Written instruction:
Each line containing the word "React" should be found and copied.

Dataset excerpt:
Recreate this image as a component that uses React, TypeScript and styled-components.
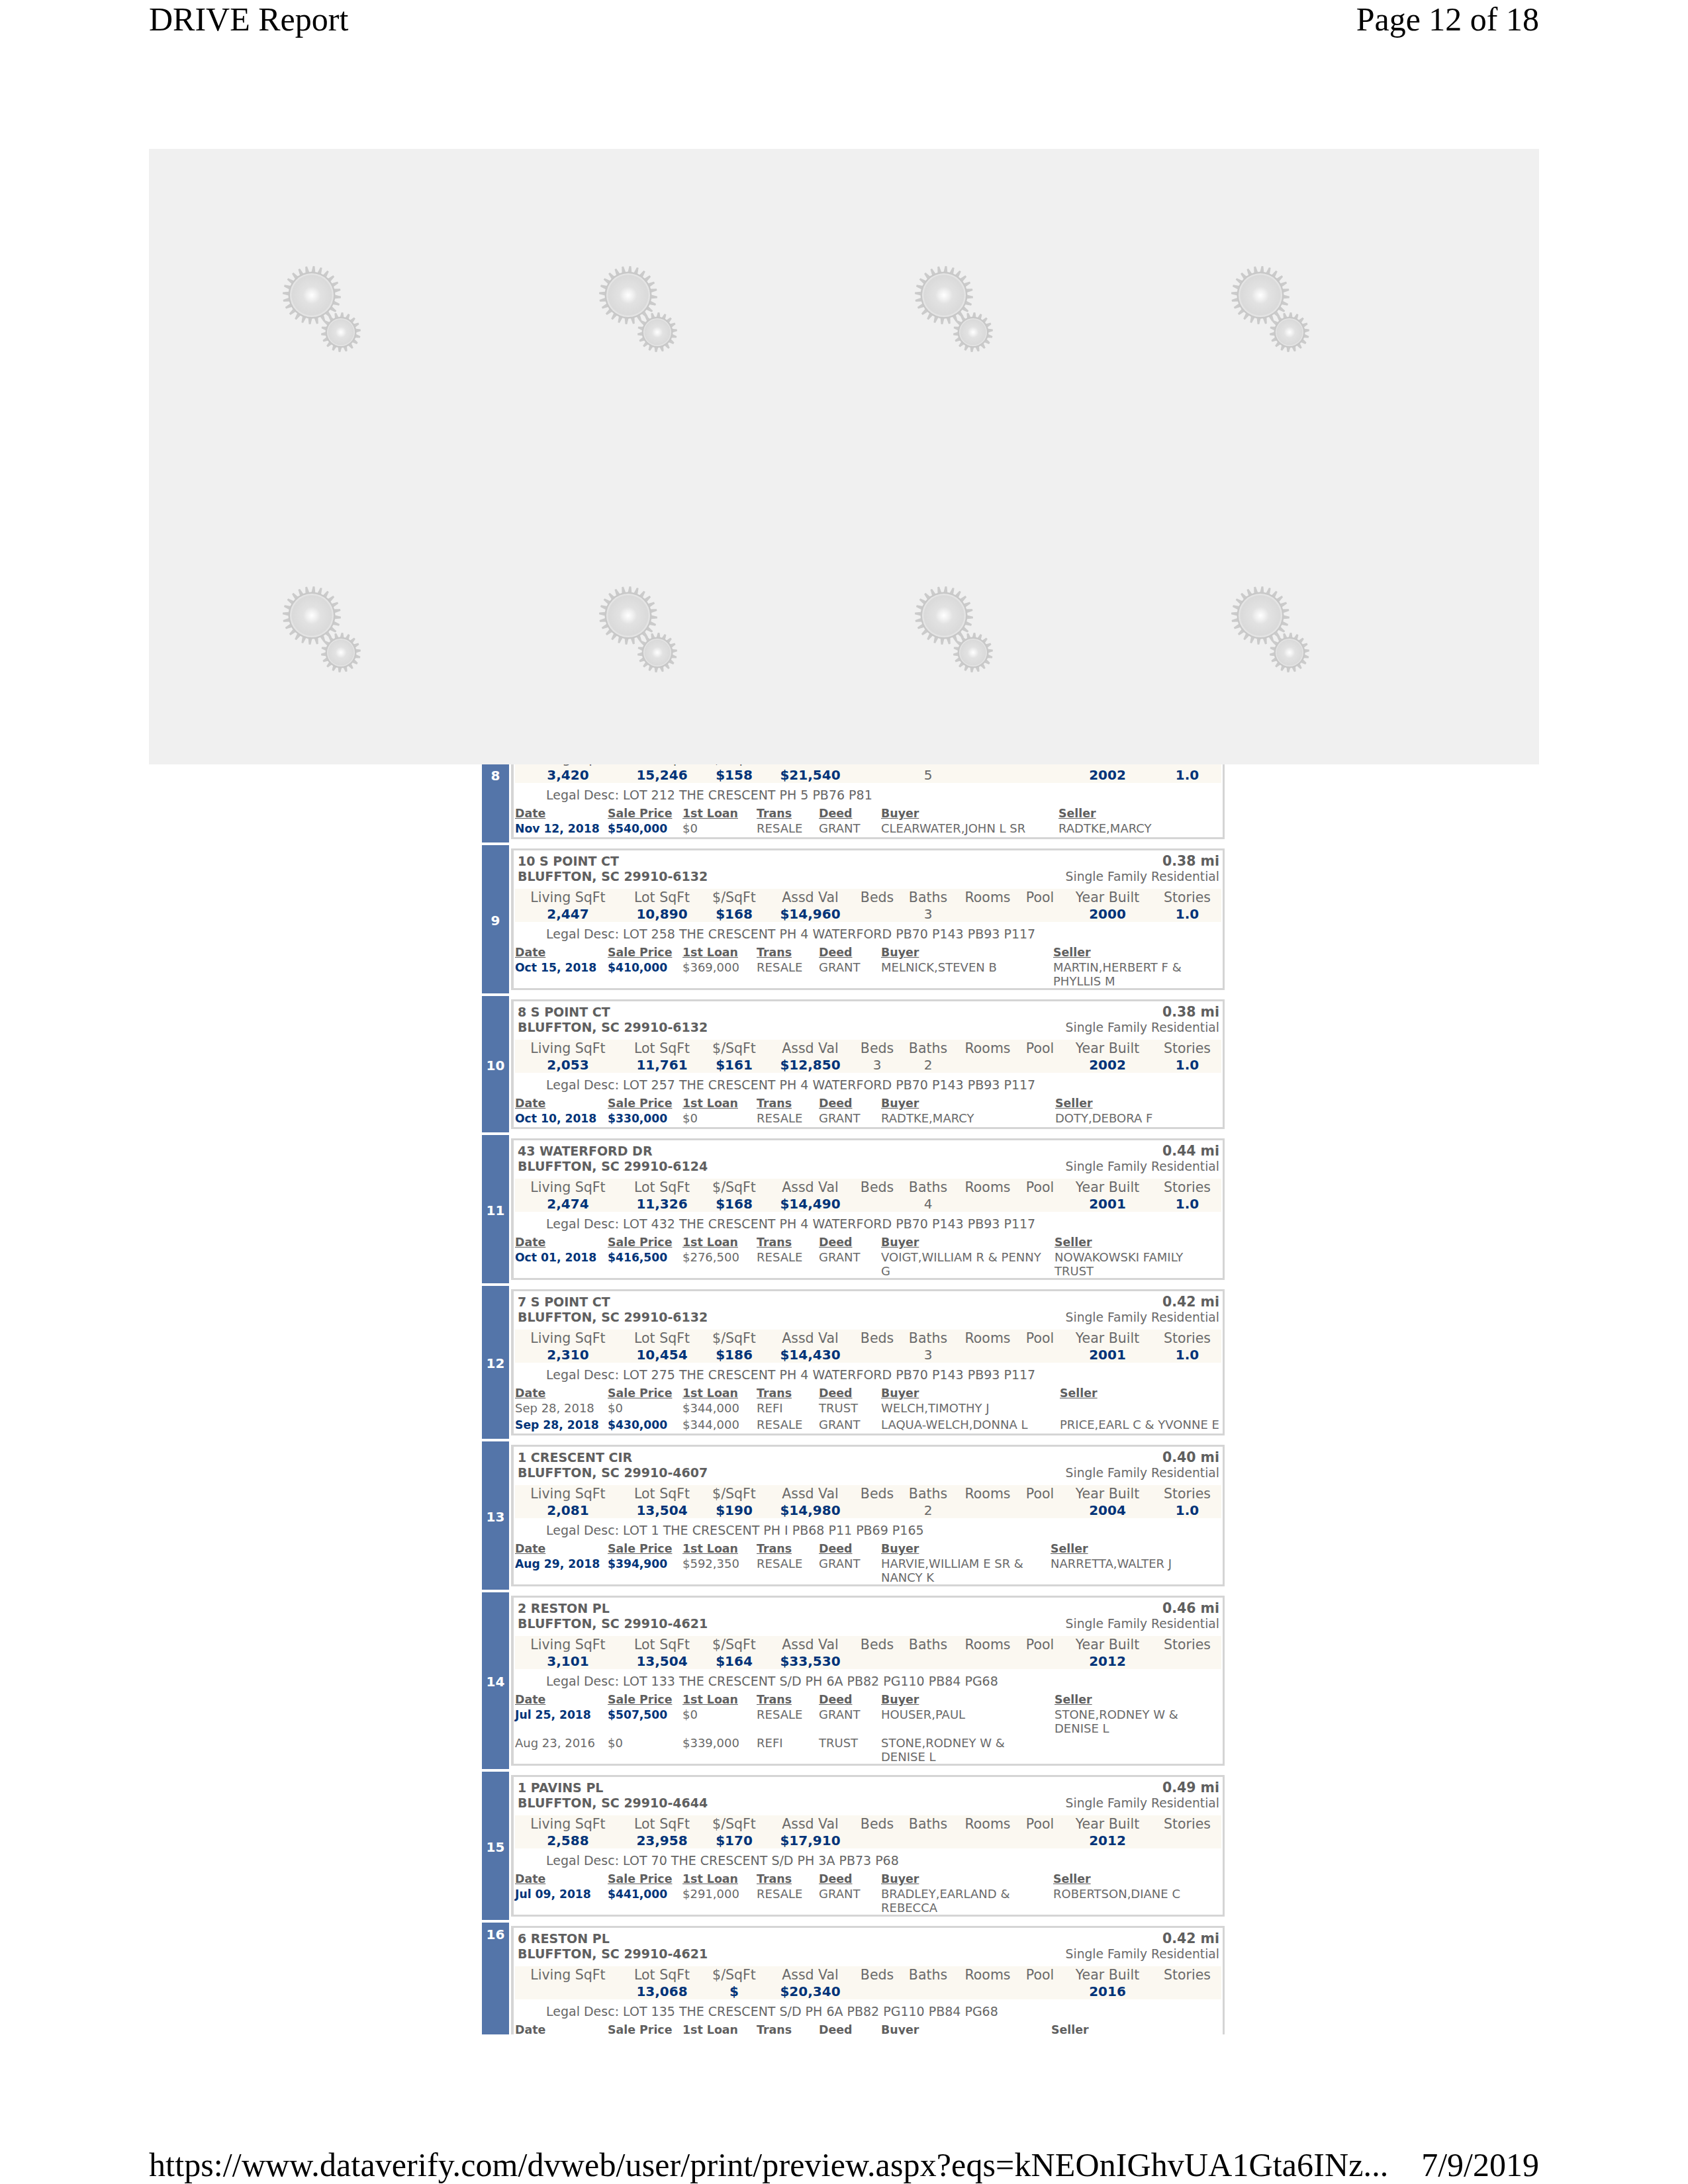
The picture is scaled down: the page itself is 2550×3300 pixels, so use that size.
import React from "react";
import styled, { createGlobalStyle } from "styled-components";

const Global = createGlobalStyle`
  html, body { margin: 0; padding: 0; background: #fff; }
  #root { width: 2550px; height: 3300px; overflow: hidden; }
`;

const Page = styled.div`
  width: 2550px;
  height: 3300px;
  box-sizing: border-box;
  padding: 0 225px;
  display: flex;
  flex-direction: column;
  background: #fff;
`;
const PrintLine = styled.div`
  display: flex;
  justify-content: space-between;
  font-family: "Liberation Serif", "Times New Roman", serif;
  font-size: 50px;
  line-height: 56px;
  color: #000;
  white-space: nowrap;
`;
const Header = styled(PrintLine)`
  height: 225px;
  padding-top: 1px;
  box-sizing: border-box;
`;
const Footer = styled(PrintLine)`
  margin-top: 169px;
`;
const FooterUrl = styled.span`
  letter-spacing: 0.12px;
`;
const MapPanel = styled.div`
  height: 930px;
  flex: none;
  box-sizing: border-box;
  background: #f0f0f0;
  padding: 145px 0 0 175px;
  display: grid;
  grid-template-columns: repeat(4, 477.5px);
  grid-auto-rows: 484px;
`;
const GearSvg = styled.svg`
  display: block;
  width: 170px;
  height: 190px;
`;
const ListClip = styled.div`
  margin-left: 503px;
  width: 1122px;
  height: 1919px;
  flex: none;
  overflow: hidden;
`;
const List = styled.div`
  margin-top: -88px;
  display: flex;
  flex-direction: column;
  gap: 4px;
  font-family: "DejaVu Sans", Verdana, sans-serif;
  color: #666;
`;
const Row = styled.div`
  display: flex;
  gap: 3px;
`;
const NumberCell = styled.div<{ $top?: boolean }>`
  width: 41px;
  flex: none;
  background: #5475a9;
  color: #fff;
  font-weight: 700;
  font-size: 20px;
  line-height: 24px;
  text-align: center;
  display: flex;
  justify-content: center;
  align-items: ${(p) => (p.$top ? "flex-start" : "center")};
  padding-top: ${(p) => (p.$top ? "6px" : "3px")};
  box-sizing: border-box;
`;
const Card = styled.div`
  flex: 1;
  min-width: 0;
  margin: 5px 0;
  border: 3px solid #d5d5d5;
  border-left-width: 4px;
  background: #fff;
  padding-top: 5px;
`;
const TitleBlock = styled.div`
  display: flex;
  justify-content: space-between;
  padding: 0 5px 0 6px;
  height: 46px;
  line-height: 23px;
  white-space: nowrap;
`;
const Address = styled.div`
  font-weight: 700;
  font-size: 19px;
  color: #5f5f5f;
`;
const Meta = styled.div`
  text-align: right;
  font-size: 18.7px;
  color: #6a6a6a;
`;
const Distance = styled.div`
  font-weight: 700;
  font-size: 20.5px;
  color: #5f5f5f;
`;
const Band = styled.div`
  margin: 7px 2px 0;
  height: 50px;
  background: #fbf8f1;
  display: grid;
  grid-template-columns: 160px 124px 94px 136px 66px 88px 92px 66px 138px 103px;
  grid-template-rows: 26px 24px;
  text-align: center;
  white-space: nowrap;
`;
const StatLabel = styled.div`
  font-size: 20.5px;
  line-height: 26px;
  color: #6a6a6a;
`;
const StatValue = styled.div<{ $plain?: boolean }>`
  font-size: 20px;
  line-height: 24px;
  font-weight: ${(p) => (p.$plain ? 400 : 700)};
  color: ${(p) => (p.$plain ? "#666" : "#003378")};
`;
const Legal = styled.div`
  margin-top: 6px;
  padding-left: 49px;
  font-size: 19px;
  line-height: 24px;
  white-space: nowrap;
  color: #666;
`;
const SalesGrid = styled.div<{ $buyerWidth: number }>`
  margin-top: 6px;
  padding-left: 2px;
  display: grid;
  grid-template-columns: 140px 113px 112px 94px 94px ${(p) => p.$buyerWidth}px 1fr;
  row-gap: 2px;
  white-space: pre;
`;
const SalesHead = styled.span`
  font-size: 17.4px;
  font-weight: 700;
  line-height: 21px;
  text-decoration: underline;
  color: #5f5f5f;
`;
const SalesCell = styled.div<{ $strong?: boolean }>`
  font-size: ${(p) => (p.$strong ? "17.2px" : "18px")};
  line-height: 20.5px;
  min-height: 23px;
  font-weight: ${(p) => (p.$strong ? 700 : 400)};
  color: ${(p) => (p.$strong ? "#003378" : "#6a6a6a")};
`;

const Gear = ({ cx, cy, r, disc, teeth, id }: { cx: number; cy: number; r: number; disc: number; teeth: number; id: string }) => (
  <g>
    {Array.from({ length: teeth }, (_, i) => (
      <polygon
        key={i}
        points={`${cx - 3.2},${cy - disc} ${cx - 1.4},${cy - r} ${cx + 1.4},${cy - r} ${cx + 3.2},${cy - disc}`}
        fill="#cbcbcb"
        transform={`rotate(${(360 / teeth) * i + 4} ${cx} ${cy})`}
      />
    ))}
    <circle cx={cx} cy={cy} r={disc + 2.5} fill="#c8c8c8" />
    <circle cx={cx} cy={cy} r={disc} fill={`url(#${id})`} />
  </g>
);

const GearPair = ({ n }: { n: number }) => (
  <GearSvg viewBox="0 0 170 190">
    <defs>
      <radialGradient id={`g${n}`}>
        <stop offset="0" stopColor="#ffffff" />
        <stop offset="0.22" stopColor="#f0f0f0" />
        <stop offset="0.4" stopColor="#e2e2e2" />
        <stop offset="0.9" stopColor="#dadada" />
        <stop offset="0.97" stopColor="#e6e6e6" />
        <stop offset="1" stopColor="#e6e6e6" />
      </radialGradient>
      <filter id={`b${n}`}>
        <feGaussianBlur stdDeviation="0.6" />
      </filter>
    </defs>
    <g filter={`url(#b${n})`}>
      <Gear cx={71} cy={76} r={44} disc={33} teeth={24} id={`g${n}`} />
      <Gear cx={115} cy={132} r={30} disc={21} teeth={18} id={`g${n}`} />
    </g>
  </GearSvg>
);

type Sale = { date: string; price: string; loan: string; trans: string; deed: string; buyer: string; seller: string; strong?: boolean };
type Comp = {
  n: number;
  addr: string;
  zip: string;
  mi: string;
  stats: string[];
  legal: string;
  sellerAt: number;
  sales: Sale[];
  top?: boolean;
};

const labels = ["Living SqFt", "Lot SqFt", "$/SqFt", "Assd Val", "Beds", "Baths", "Rooms", "Pool", "Year Built", "Stories"];
const heads = ["Date", "Sale Price", "1st Loan", "Trans", "Deed", "Buyer", "Seller"];
const WF = "THE CRESCENT PH 4 WATERFORD PB70 P143 PB93 P117";

const comps: Comp[] = [
  {
    n: 8, addr: "\u00a0", zip: "\u00a0", mi: "\u00a0",
    stats: ["3,420", "15,246", "$158", "$21,540", "", "5", "", "", "2002", "1.0"],
    legal: "LOT 212 THE CRESCENT PH 5 PB76 P81", sellerAt: 1599,
    sales: [{ date: "Nov 12, 2018", price: "$540,000", loan: "$0", trans: "RESALE", deed: "GRANT", buyer: "CLEARWATER,JOHN L SR", seller: "RADTKE,MARCY", strong: true }],
  },
  {
    n: 9, addr: "10 S POINT CT", zip: "29910-6132", mi: "0.38",
    stats: ["2,447", "10,890", "$168", "$14,960", "", "3", "", "", "2000", "1.0"],
    legal: `LOT 258 ${WF}`, sellerAt: 1591,
    sales: [{ date: "Oct 15, 2018", price: "$410,000", loan: "$369,000", trans: "RESALE", deed: "GRANT", buyer: "MELNICK,STEVEN B", seller: "MARTIN,HERBERT F &\nPHYLLIS M", strong: true }],
  },
  {
    n: 10, addr: "8 S POINT CT", zip: "29910-6132", mi: "0.38",
    stats: ["2,053", "11,761", "$161", "$12,850", "3", "2", "", "", "2002", "1.0"],
    legal: `LOT 257 ${WF}`, sellerAt: 1594,
    sales: [{ date: "Oct 10, 2018", price: "$330,000", loan: "$0", trans: "RESALE", deed: "GRANT", buyer: "RADTKE,MARCY", seller: "DOTY,DEBORA F", strong: true }],
  },
  {
    n: 11, addr: "43 WATERFORD DR", zip: "29910-6124", mi: "0.44",
    stats: ["2,474", "11,326", "$168", "$14,490", "", "4", "", "", "2001", "1.0"],
    legal: `LOT 432 ${WF}`, sellerAt: 1593,
    sales: [{ date: "Oct 01, 2018", price: "$416,500", loan: "$276,500", trans: "RESALE", deed: "GRANT", buyer: "VOIGT,WILLIAM R & PENNY\nG", seller: "NOWAKOWSKI FAMILY\nTRUST", strong: true }],
  },
  {
    n: 12, addr: "7 S POINT CT", zip: "29910-6132", mi: "0.42",
    stats: ["2,310", "10,454", "$186", "$14,430", "", "3", "", "", "2001", "1.0"],
    legal: `LOT 275 ${WF}`, sellerAt: 1601,
    sales: [
      { date: "Sep 28, 2018", price: "$0", loan: "$344,000", trans: "REFI", deed: "TRUST", buyer: "WELCH,TIMOTHY J", seller: "" },
      { date: "Sep 28, 2018", price: "$430,000", loan: "$344,000", trans: "RESALE", deed: "GRANT", buyer: "LAQUA-WELCH,DONNA L", seller: "PRICE,EARL C & YVONNE E", strong: true },
    ],
  },
  {
    n: 13, addr: "1 CRESCENT CIR", zip: "29910-4607", mi: "0.40",
    stats: ["2,081", "13,504", "$190", "$14,980", "", "2", "", "", "2004", "1.0"],
    legal: "LOT 1 THE CRESCENT PH I PB68 P11 PB69 P165", sellerAt: 1587,
    sales: [{ date: "Aug 29, 2018", price: "$394,900", loan: "$592,350", trans: "RESALE", deed: "GRANT", buyer: "HARVIE,WILLIAM E SR &\nNANCY K", seller: "NARRETTA,WALTER J", strong: true }],
  },
  {
    n: 14, addr: "2 RESTON PL", zip: "29910-4621", mi: "0.46",
    stats: ["3,101", "13,504", "$164", "$33,530", "", "", "", "", "2012", ""],
    legal: "LOT 133 THE CRESCENT S/D PH 6A PB82 PG110 PB84 PG68", sellerAt: 1593,
    sales: [
      { date: "Jul 25, 2018", price: "$507,500", loan: "$0", trans: "RESALE", deed: "GRANT", buyer: "HOUSER,PAUL", seller: "STONE,RODNEY W &\nDENISE L", strong: true },
      { date: "Aug 23, 2016", price: "$0", loan: "$339,000", trans: "REFI", deed: "TRUST", buyer: "STONE,RODNEY W &\nDENISE L", seller: "" },
    ],
  },
  {
    n: 15, addr: "1 PAVINS PL", zip: "29910-4644", mi: "0.49",
    stats: ["2,588", "23,958", "$170", "$17,910", "", "", "", "", "2012", ""],
    legal: "LOT 70 THE CRESCENT S/D PH 3A PB73 P68", sellerAt: 1591,
    sales: [{ date: "Jul 09, 2018", price: "$441,000", loan: "$291,000", trans: "RESALE", deed: "GRANT", buyer: "BRADLEY,EARLAND &\nREBECCA", seller: "ROBERTSON,DIANE C", strong: true }],
  },
  {
    n: 16, addr: "6 RESTON PL", zip: "29910-4621", mi: "0.42",
    stats: ["", "13,068", "$", "$20,340", "", "", "", "", "2016", ""],
    legal: "LOT 135 THE CRESCENT S/D PH 6A PB82 PG110 PB84 PG68", sellerAt: 1588, top: true,
    sales: [],
  },
];

const plainStat = new Set([4, 5, 6, 7]);

const CompRow = ({ c }: { c: Comp }) => (
  <Row>
    <NumberCell $top={c.top}>{c.n}</NumberCell>
    <Card>
      <TitleBlock>
        <Address>
          <div>{c.addr}</div>
          <div>{c.n === 8 ? "\u00a0" : `BLUFFTON, SC ${c.zip}`}</div>
        </Address>
        <Meta>
          <Distance>{c.n === 8 ? "\u00a0" : `${c.mi} mi`}</Distance>
          <div>{c.n === 8 ? "\u00a0" : "Single Family Residential"}</div>
        </Meta>
      </TitleBlock>
      <Band>
        {labels.map((l) => (
          <StatLabel key={l}>{l}</StatLabel>
        ))}
        {c.stats.map((s, i) => (
          <StatValue key={i} $plain={plainStat.has(i)}>
            {s}
          </StatValue>
        ))}
      </Band>
      <Legal>Legal Desc: {c.legal}</Legal>
      <SalesGrid $buyerWidth={c.sellerAt - 1331}>
        {heads.map((h) => (
          <div key={h}>
            <SalesHead>{h}</SalesHead>
          </div>
        ))}
        {c.sales.map((s, i) => (
          <React.Fragment key={i}>
            <SalesCell $strong={s.strong}>{s.date}</SalesCell>
            <SalesCell $strong={s.strong}>{s.price}</SalesCell>
            <SalesCell>{s.loan}</SalesCell>
            <SalesCell>{s.trans}</SalesCell>
            <SalesCell>{s.deed}</SalesCell>
            <SalesCell>{s.buyer}</SalesCell>
            <SalesCell>{s.seller}</SalesCell>
          </React.Fragment>
        ))}
      </SalesGrid>
    </Card>
  </Row>
);

export default function App() {
  return (
    <Page>
      <Global />
      <Header>
        <span>DRIVE Report</span>
        <span>Page 12 of 18</span>
      </Header>
      <MapPanel>
        {Array.from({ length: 8 }, (_, i) => (
          <GearPair key={i} n={i} />
        ))}
      </MapPanel>
      <ListClip>
        <List>
          {comps.map((c) => (
            <CompRow key={c.n} c={c} />
          ))}
        </List>
      </ListClip>
      <Footer>
        <FooterUrl>https://www.dataverify.com/dvweb/user/print/preview.aspx?eqs=kNEOnIGhvUA1Gta6INz...</FooterUrl>
        <span>7/9/2019</span>
      </Footer>
    </Page>
  );
}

Answer:
Recreate this image as a component that uses React, TypeScript and styled-components.
import React from "react";
          <React.Fragment key={i}>
          </React.Fragment>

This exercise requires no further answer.